The traditional path of write boilerplate, get promoted is disappearing. The layered system could replace it with something better: solve real problems first, then accumulate technical depth as the consequences grow. But we need business and universities to step up and support these new roles, that means new offerings beyond traditional CS degrees and more pathways from institutions like technical colleges.
What Happens Next
I do not have a crystal ball, but I do think there is a lot of work to do.
Education needs to split. The dream of everyone can code is here, but not everyone was ever or ever will be a CS major. Separate tracks need to emerge that map to the layers I have described. We need more domain experts exposed to these tools, more Layer 2 training in practical architecture and deployment, more software engineering programs focused on building safe systems, and CS departments refocused on hard science.
Businesses need to split work by risk. You would not fly in a vibe-coded airplane. Not every task in an organization carries the same risk, and not every task needs the same level of rigor. Matching the right layer of builder to the right level of risk is how organizations get the speed benefits of AI without the disasters we are already seeing pile up.

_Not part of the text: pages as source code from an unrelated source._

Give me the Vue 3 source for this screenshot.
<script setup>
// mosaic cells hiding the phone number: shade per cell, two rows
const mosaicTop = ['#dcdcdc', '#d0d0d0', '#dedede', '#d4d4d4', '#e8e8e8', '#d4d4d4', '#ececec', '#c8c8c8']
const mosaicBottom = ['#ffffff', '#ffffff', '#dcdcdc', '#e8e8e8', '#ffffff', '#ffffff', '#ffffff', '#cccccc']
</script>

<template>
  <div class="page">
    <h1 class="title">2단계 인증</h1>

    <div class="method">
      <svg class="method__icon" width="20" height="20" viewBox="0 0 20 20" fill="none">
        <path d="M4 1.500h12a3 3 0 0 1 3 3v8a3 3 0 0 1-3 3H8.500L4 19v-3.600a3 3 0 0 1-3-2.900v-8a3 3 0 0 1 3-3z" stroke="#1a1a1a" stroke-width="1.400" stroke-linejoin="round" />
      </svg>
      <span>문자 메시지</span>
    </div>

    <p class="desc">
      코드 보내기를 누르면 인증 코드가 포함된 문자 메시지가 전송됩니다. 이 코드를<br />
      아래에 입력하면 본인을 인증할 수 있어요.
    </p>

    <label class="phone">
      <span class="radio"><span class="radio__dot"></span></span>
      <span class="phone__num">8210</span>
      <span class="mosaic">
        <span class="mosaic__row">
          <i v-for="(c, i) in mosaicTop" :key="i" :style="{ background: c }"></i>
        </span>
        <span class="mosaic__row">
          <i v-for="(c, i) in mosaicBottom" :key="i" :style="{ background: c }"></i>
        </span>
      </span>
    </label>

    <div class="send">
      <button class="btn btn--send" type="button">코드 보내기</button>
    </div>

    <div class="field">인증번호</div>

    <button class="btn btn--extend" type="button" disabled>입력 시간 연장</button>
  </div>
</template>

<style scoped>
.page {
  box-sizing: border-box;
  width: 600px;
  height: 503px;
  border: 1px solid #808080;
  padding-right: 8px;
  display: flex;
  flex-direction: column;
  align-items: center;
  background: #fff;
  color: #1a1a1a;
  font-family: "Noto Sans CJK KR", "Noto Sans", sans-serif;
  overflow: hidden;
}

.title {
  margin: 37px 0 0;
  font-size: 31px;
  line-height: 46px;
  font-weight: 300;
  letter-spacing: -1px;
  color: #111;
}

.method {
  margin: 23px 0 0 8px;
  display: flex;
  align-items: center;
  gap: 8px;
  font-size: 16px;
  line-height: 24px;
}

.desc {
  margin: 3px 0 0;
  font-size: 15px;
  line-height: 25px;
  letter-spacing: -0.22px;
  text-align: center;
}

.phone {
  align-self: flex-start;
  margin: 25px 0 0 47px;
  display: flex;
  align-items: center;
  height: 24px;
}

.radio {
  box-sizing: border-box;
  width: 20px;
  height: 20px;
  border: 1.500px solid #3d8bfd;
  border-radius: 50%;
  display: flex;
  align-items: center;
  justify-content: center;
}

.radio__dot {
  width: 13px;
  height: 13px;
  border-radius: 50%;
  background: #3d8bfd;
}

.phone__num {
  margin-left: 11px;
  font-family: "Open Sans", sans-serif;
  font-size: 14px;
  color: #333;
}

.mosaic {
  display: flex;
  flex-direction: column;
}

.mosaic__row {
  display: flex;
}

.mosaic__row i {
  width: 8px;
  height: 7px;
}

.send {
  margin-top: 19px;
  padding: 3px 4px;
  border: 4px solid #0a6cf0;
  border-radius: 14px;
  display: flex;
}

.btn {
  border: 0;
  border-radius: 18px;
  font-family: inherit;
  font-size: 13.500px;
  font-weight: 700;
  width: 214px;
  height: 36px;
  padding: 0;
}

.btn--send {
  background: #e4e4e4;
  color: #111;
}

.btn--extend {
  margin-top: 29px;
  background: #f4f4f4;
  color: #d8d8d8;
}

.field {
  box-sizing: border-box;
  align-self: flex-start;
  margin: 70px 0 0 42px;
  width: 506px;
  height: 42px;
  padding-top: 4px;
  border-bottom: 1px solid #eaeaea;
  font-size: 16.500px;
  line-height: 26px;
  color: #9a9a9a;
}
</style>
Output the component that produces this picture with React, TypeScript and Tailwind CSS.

We also need an apprenticeship model. We are really bad at this. Mentoring is not apprenticeship. People need to be put into harder situations than they can handle with support systems that make growth possible.
And engineers need to build the tools that support every layer. The new builders are coming, and they need better deployment tools, better security defaults, and better ways to get code into production safely without understanding the entire stack. Right now we are handing people powerful AI coding tools and then expecting them to figure out CI/CD pipelines, cloud infrastructure, and authentication on their own. That is our job to fix.
I do believe all these roles will use AI, and I do believe AI will write a lot of their code. But I think how much code is created, how quickly, and with how much rigor will split.
The engineers who thrive will be the ones who stop seeing non-technical builders as a threat and start seeing them as the people they are building for.
The split is real. But it is not a war. It is a specialization event.
If we design it well, it is the thing the computing visionaries have been dreaming about since Grace Hopper first imagined a computer that could understand English. We as engineers have a new responsibility to make sure that vision is realized in a way that is safe, inclusive, and empowering for everyone.
This post is a continuation of How Engineers Actually Work With AI: The Power Tool Spectrum. For the tactical framework on choosing AI modes for engineering tasks, start there.
Sources
- DryRun Security, “The Agentic Coding Security Report” (March 2026). Evaluated Claude Code, OpenAI Codex, and Google Gemini building two applications from scratch. 143 security issues across 38 scans; 87% of pull requests contained at least one vulnerability.
- CodeRabbit, “State of AI vs Human Code Generation Report” (December 2025). Analysis of 470 open-source GitHub pull requests. AI-generated PRs contained ~1.7x more issues; security vulnerabilities appeared at 2.74x the rate.
- Stack Overflow, 2025 Developer Survey — AI Section. 49,000+ respondents. 46% distrust AI output accuracy; only 3% highly trust it; 66% cite “almost right” AI solutions as top frustration.
- Alexey Grigorev, “How I Dropped Our Production Database” (March 2026). Primary source post-mortem of the Claude Code / Terraform incident.
- Fortune, “An AI agent destroyed this coder’s entire database” (March 2026). Covers Grigorev incident and Amazon outages.
- University of Cincinnati, “Coding without code: How vibe coding rewrites the rules” (March 2026). 1819 Innovation Hub vibe coding curriculum.